Juan Zarate opened the panel discussion by observing that after the death of Osama bin Laden, many analysts argued that the “death” of terrorism was also near. Instead, he said, the threat today is more diverse and arguably, even more dangerous. Panelists debated the extent to which terrorist groups have managed to gain territory and influence across the Middle East, and the threat they continue to pose to America’s homeland and allies.

On understanding our adversaries:

  •  Gartenstein-Ross: The ideological differences between al-Qaeda and the Islamic State are slight – both favor the establishment of the caliphate and differ only in how to establish it. It is like “rooting for different sports teams” – all are ultimately playing the same game. Al-Qaeda operates “in the shadows,” often masking its involvement in attacks, while IS uses “outright deception” (including false media reports) to make itself appear stronger than it actually is.
  • Townsend: We have seen IS develop propaganda capabilities nobody ever imagined. “The terrorists believe they’re at war with us; we certainly haven’t acted like we’re at war with them.”
  • Long: Who is the enemy? Politicians may not want to put a name on it, but it critical we identify it as violent, radical Islam.

 On U.S. support for allies:

  •  Zarate: Our strategy relies on “partner capacity” but that is collapsing in places like Iraq and Libya, and non-existent in places like Somalia and Syria. The U.S. cannot be everywhere at once, but also must not be wholly reliant on others.
  •  Long: Our leaders seem to be more interested in meeting with our enemies –Venezuela and Cuba, for example – than with our allies. The Arab states of the Persian Gulf have noticed the criticism Washington has levied at the Israeli government, and are wondering if American support can still be counted on.
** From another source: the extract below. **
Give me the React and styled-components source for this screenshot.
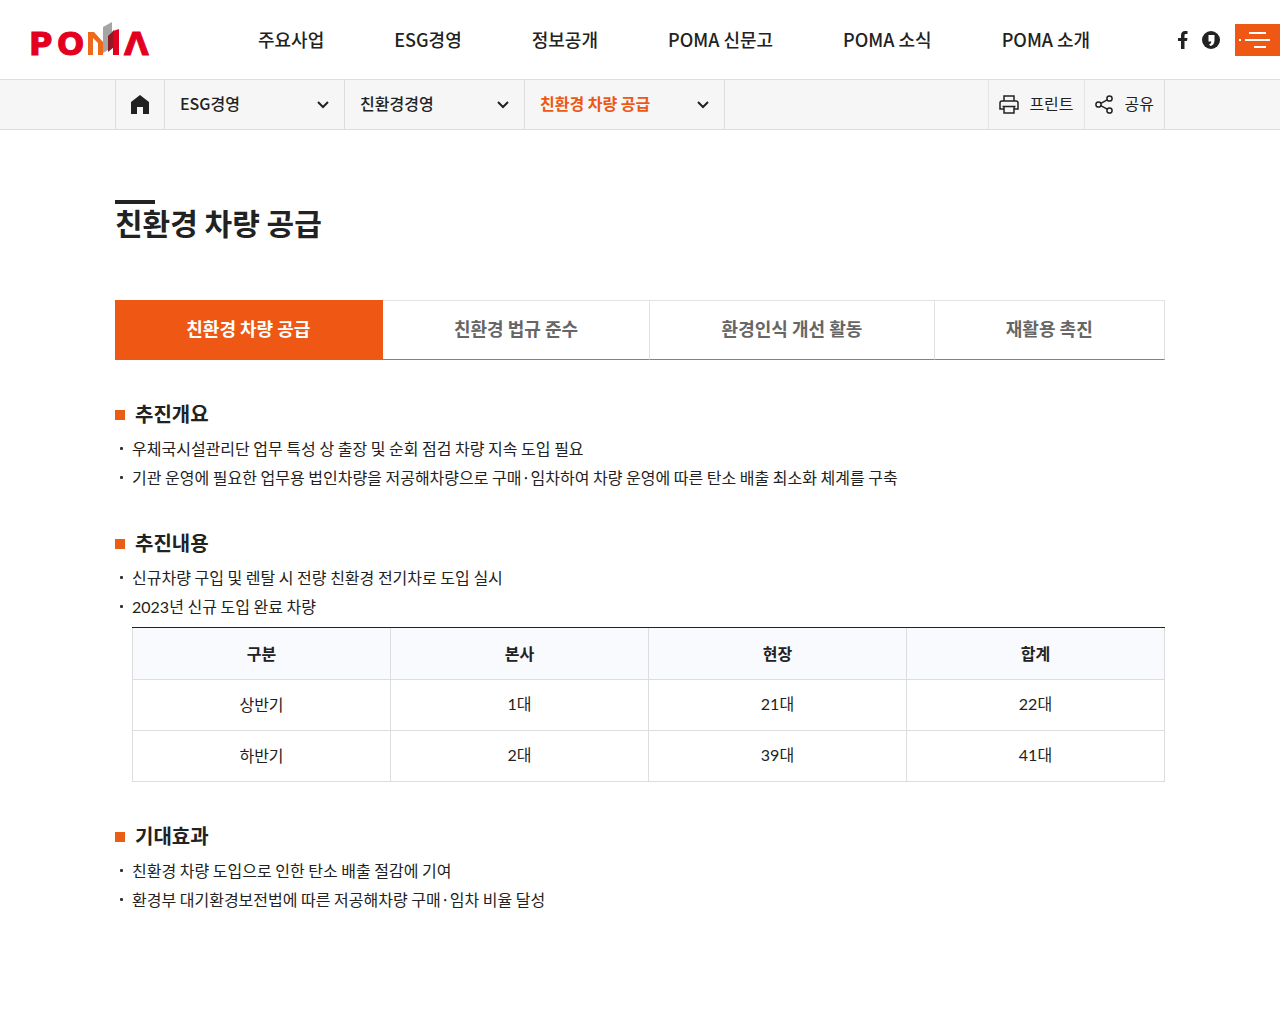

The United States is also “incredibly inconsistent” with its application of force.
  • Townsend: The Saudis feel threatened on all fronts, and the U.S. is not supporting them adequately in confronting the Houthi insurgency in Yemen.
  • Gartenstein-Ross: The Kurdish Peshmerga have been “one of the most effective fighting forces” against IS, but the U.S. has “left them out to dry.” Kurdish autonomy in Iraq is the most successful democratic experiment in the region, and we are not supporting it sufficiently. The Kurds are the only fighting force in Iraq that will not terrorize the civilian populations of land it seizes.

On Iran:

  • Townsend: It is a mistake to believe you can negotiate a nuclear deal with Iran and ignore that it is the world’s leading state sponsor of terrorism.
  • Long: The question has shifted from “Should Iran have nuclear weapons?” to “When will Iran have nuclear weapons?”

On U.S. leadership and the severity of the threat:

  • Olsen: Although the U.S. has successfully prevented another large-scale attack like 9/11, smaller-scale incidents are harder to interdict, presenting a “risk-management” challenge. “You can’t stop every Boston bombing.”
  • Townsend: The U.S. has pulled inward at a time when the world faces a critical need for leadership. There are three elements to fighting terrorists – find, fight, and finish – and we are woefully deficient at the last one. This is a fight that will last at least two generations.
  • Long: The U.S. has “led from behind,” but “if you’re not present and you’re not strong, you’re not there. And if you’re not there, you’re not credible.” This is “by far the most dangerous time” since World War II, and we need to “get serious” about combatting terrorism to prevent another large-scale tragedy like those of that era.